Table of contents

Predictor importance

Some types of machine learning models, such as Random Trees, include methods for producing predictor importance measures. For others, such as regression models like linear and logistic regression, measures of predictor importance are not built into the algorithms. The IBM SPSS Spark Machine Learning Library features a separate PredictorImportance option that can be applied after fitting these models.

To use the PredictorImportance option, you would replace the code in the create model visualization step of the notebook with code such as the following (for the linear regression example, where the model is named linearRegressionModel and the data frame is named data):

val linearRegressionPMML = linearRegressionModel.toPMML()

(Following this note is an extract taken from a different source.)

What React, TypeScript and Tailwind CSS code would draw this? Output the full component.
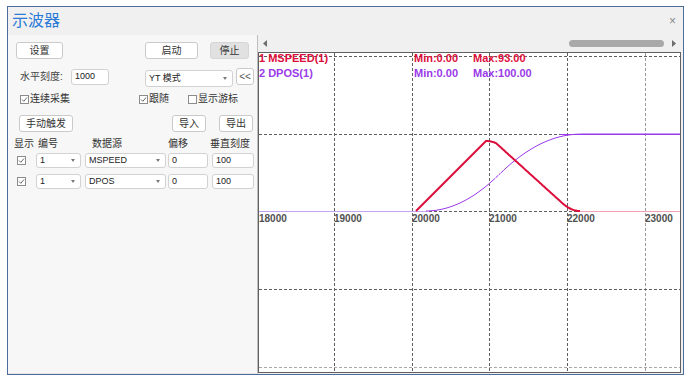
import React from 'react';

// ─── Small form pieces ──────────────────────────────────────────────────────────
function Btn({ label, className = '', pressed = false }: { label: string; className?: string; pressed?: boolean }) {
  return (
    <div
      className={`flex h-[17px] items-center justify-center rounded-[3px] border text-[10px] leading-none text-[#333] ${
        pressed ? 'border-[#d6d6d6] bg-[#e1e1e1]' : 'border-[#cacaca] bg-white'
      } ${className}`}
    >
      {label}
    </div>
  );
}

function Check({ checked = true }: { checked?: boolean }) {
  return (
    <div className="flex h-[9px] w-[9px] shrink-0 items-center justify-center border border-[#8c8c8c] bg-white">
      {checked && (
        <svg width="7" height="7" viewBox="0 0 7 7">
          <polyline points="1,3.5 2.8,5.3 6,1.5" fill="none" stroke="#6a6a6a" strokeWidth="1" />
        </svg>
      )}
    </div>
  );
}

function Select({ value, className = '' }: { value: string; className?: string }) {
  return (
    <div
      className={`flex items-center justify-between rounded-[3px] border border-[#d2d2d2] bg-white pl-[3px] pr-[5px] text-[9px] leading-none text-[#222] ${className}`}
    >
      <span>{value}</span>
      <svg width="4" height="3" viewBox="0 0 4 3">
        <polygon points="0,0 4,0 2,3" fill="#7a7a7a" />
      </svg>
    </div>
  );
}

function Input({ value, className = '' }: { value: string; className?: string }) {
  return (
    <div
      className={`flex items-center rounded-[3px] border border-[#d2d2d2] bg-white pl-[3px] text-[9px] leading-none text-[#222] ${className}`}
    >
      {value}
    </div>
  );
}

// ─── Chart data ─────────────────────────────────────────────────────────────────
const ZERO = 158;
const TOP = 81;

function velocity(x: number) {
  if (x < 157) return 0;
  if (x < 227) return (x - 157) / 70;
  if (x < 237) return 1 - Math.pow((x - 227) / 10, 2) * 0.03;
  if (x < 303) return 0.97 * (312 - x) / 75;
  if (x < 321) return Math.pow((321 - x) / 18, 2) * (0.97 * 9 / 75);
  return 0;
}

function buildCurves() {
  const red: string[] = [];
  const purple: string[] = [];
  let total = 0;
  for (let x = 0; x <= 421; x++) total += velocity(x);
  let acc = 0;
  const cum: number[] = [];
  for (let x = 0; x <= 421; x++) {
    acc += velocity(x);
    cum.push(acc / total);
  }
  for (let x = 157; x <= 321; x++) {
    red.push(`${x},${(ZERO - velocity(x) * 70).toFixed(1)}`);
  }
  const shift = 10;
  for (let x = 167; x <= 421; x++) {
    const p = cum[Math.max(0, x - shift)];
    purple.push(`${x},${(ZERO - p * (ZERO - TOP)).toFixed(1)}`);
  }
  return { red: red.join(' '), purple: purple.join(' ') };
}

const curves = buildCurves();
const vLines = [75, 153, 230, 308, 386];
const hLines = [3, 81, 158, 236, 314];
const ticks = [
  { x: 0, label: '18000' },
  { x: 75, label: '19000' },
  { x: 153, label: '20000' },
  { x: 230, label: '21000' },
  { x: 308, label: '22000' },
  { x: 386, label: '23000' },
];

function Scope() {
  return (
    <svg width="421" height="319" viewBox="0 0 421 319" className="block" shapeRendering="crispEdges">
      {/* grid */}
      {vLines.map((x, i) => (
        <line
          key={`v${x}`}
          x1={x + 0.5}
          y1={0}
          x2={x + 0.5}
          y2={319}
          stroke={i === 4 ? '#9a9a9a' : '#5e5e5e'}
          strokeWidth="1"
          strokeDasharray="3 2"
        />
      ))}
      {hLines.map((y, i) => (
        <line
          key={`h${y}`}
          x1={0}
          y1={y + 0.5}
          x2={421}
          y2={y + 0.5}
          stroke={i === 4 ? '#a8a8a8' : '#5e5e5e'}
          strokeWidth="1"
          strokeDasharray="3 2"
        />
      ))}

      {/* zero level traces */}
      <line x1={0} y1={ZERO + 0.5} x2={168} y2={ZERO + 0.5} stroke="#c7a3f3" strokeWidth="1.5" />
      <line x1={321} y1={ZERO + 0.5} x2={421} y2={ZERO + 0.5} stroke="#f3a3b4" strokeWidth="1.5" />
      <line x1={301} y1={TOP + 0.5} x2={421} y2={TOP + 0.5} stroke="#9a3ae8" strokeWidth="1" />

      <g shapeRendering="geometricPrecision">
        <polyline points={curves.purple} fill="none" stroke="#9a3ae8" strokeWidth="1" />
        <polyline points={curves.red} fill="none" stroke="#dc0f3c" strokeWidth="2" strokeLinejoin="round" />
      </g>

      {/* legend */}
      <g fontFamily="'Liberation Sans', Arial, sans-serif" fontSize="11" fontWeight="bold" shapeRendering="geometricPrecision">
        <text x="0" y="9" fill="#dc0f3c">1 MSPEED(1)</text>
        <text x="155" y="9" fill="#dc0f3c">Min:0.00</text>
        <text x="214" y="9" fill="#dc0f3c">Max:93.00</text>
        <text x="0" y="24" fill="#9a3ae8">2 DPOS(1)</text>
        <text x="155" y="24" fill="#9a3ae8">Min:0.00</text>
        <text x="214" y="24" fill="#9a3ae8">Max:100.00</text>
      </g>

      {/* axis labels */}
      <g fontFamily="'Liberation Sans', Arial, sans-serif" fontSize="10" fontWeight="bold" fill="#505050" shapeRendering="geometricPrecision">
        {ticks.map((t) => (
          <text key={t.label} x={t.x} y={169}>
            {t.label}
          </text>
        ))}
      </g>
    </svg>
  );
}

export default function App() {
  return (
    <div className="h-[385px] w-[692px] bg-white pl-[7px] pt-[6px] font-['Liberation_Sans','Noto_Sans_CJK_SC',sans-serif]">
      <div className="flex h-[369px] w-[677px] flex-col border border-[#4c6c9c] bg-[#f0f0f0]">
        {/* Title bar */}
        <div className="flex h-[28px] shrink-0 items-center justify-between pl-[4px] pr-[7px]">
          <span className="text-[16px] leading-none text-[#2a7bd6]">示波器</span>
          <span className="text-[12px] leading-none text-[#8a8a8a]">×</span>
        </div>

        <div className="flex h-[339px]">
          {/* Control panel */}
          <div className="flex w-[250px] shrink-0 flex-col border-r border-[#bdbdbd] border-b border-b-[#e6e6e6] bg-[#f7f7f7] text-[10px] leading-none text-[#333]">
            <div className="mt-[7px] flex h-[17px]">
              <Btn label="设置" className="ml-[8px] w-[47px]" />
              <Btn label="启动" className="ml-[82px] w-[53px]" />
              <Btn label="停止" pressed className="ml-[12px] w-[39px]" />
            </div>

            <div className="mt-[8px] flex h-[19px] items-center">
              <span className="ml-[12px] w-[51px] text-[#444]">水平刻度:</span>
              <Input value="1000" className="h-[16px] w-[38px]" />
              <Select value="YT 模式" className="ml-[36px] mt-[3px] h-[17px] w-[88px]" />
              <Btn label="<<" className="ml-[3px] w-[18px] text-[9px] text-[#555]" />
            </div>

            <div className="mt-[7px] flex h-[12px] items-center">
              <div className="ml-[12px] flex w-[119px] items-center gap-[1px]">
                <Check />
                <span>连续采集</span>
              </div>
              <div className="flex w-[49px] items-center gap-[1px]">
                <Check />
                <span>跟随</span>
              </div>
              <div className="flex items-center gap-[1px]">
                <Check checked={false} />
                <span>显示游标</span>
              </div>
            </div>

            <div className="mt-[10px] flex h-[16px]">
              <Btn label="手动触发" className="ml-[11px] h-[16px] w-[54px]" />
              <Btn label="导入" className="ml-[99px] h-[16px] w-[34px]" />
              <Btn label="导出" className="ml-[13px] h-[16px] w-[34px]" />
            </div>

            <div className="mt-[7px] flex h-[11px] items-center pl-[6px]">
              <span className="w-[24px]">显示</span>
              <span className="w-[54px]">编号</span>
              <span className="w-[76px]">数据源</span>
              <span className="w-[42px]">偏移</span>
              <span>垂直刻度</span>
            </div>

            {['MSPEED', 'DPOS'].map((src, i) => (
              <div key={src} className={`${i === 0 ? 'mt-[4px]' : 'mt-[6px]'} flex h-[15px] items-center`}>
                <div className="ml-[9px]">
                  <Check />
                </div>
                <Select value="1" className="ml-[10px] h-[15px] w-[45px]" />
                <Select value={src} className="ml-[4px] h-[15px] w-[81px]" />
                <Input value="0" className="ml-[2px] h-[15px] w-[40px]" />
                <Input value="100" className="ml-[4px] h-[15px] w-[42px]" />
              </div>
            ))}
          </div>

          {/* Scope area */}
          <div className="flex w-[424px] flex-col">
            <div className="flex h-[17px] items-center pl-[5px]">
              <svg width="4" height="7" viewBox="0 0 4 7">
                <polygon points="4,0 4,7 0,3.5" fill="#6e6e6e" />
              </svg>
              <div className="flex-1" />
              <div className="h-[7px] w-[95px] rounded-full bg-[#a9a9a9]" />
              <svg width="4" height="7" viewBox="0 0 4 7" className="ml-[8px] mr-[6px]">
                <polygon points="0,0 0,7 4,3.5" fill="#6e6e6e" />
              </svg>
            </div>
            <div className="h-[321px] w-[423px] border border-[#606060] bg-white">
              <Scope />
            </div>
          </div>
        </div>
      </div>
    </div>
  );
}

import com.ibm.spss.ml.utils.PredictorImportance
val pi = PredictorImportance(linearRegressionPMML)
val piModel = pi.fit(data)
val piPMML =  piModel.toPMML()

import com.ibm.spss.scala.ModelViewer
val html =
ModelViewer.toHTML(pc,piPMML,Option(linearRegressionModel.statXML))
kernel.magics.html(html)

The three sections of code perform the following steps:

  1. The first line creates a PMML object linearRegressionPMML containing the PMML output from the linear regression model.
  2. The middle block of code imports the Predictor Importance function, applies it to the data frame data and the existing PMML file linearRegressionPMML and produces a new PMML object containing the predictor importance values in addition to the information from the linear regression.
  3. The last section calls the ModelViewer method, specifying use of the new PMML file and the original statXML file that was automatically produced in running the linear regression model.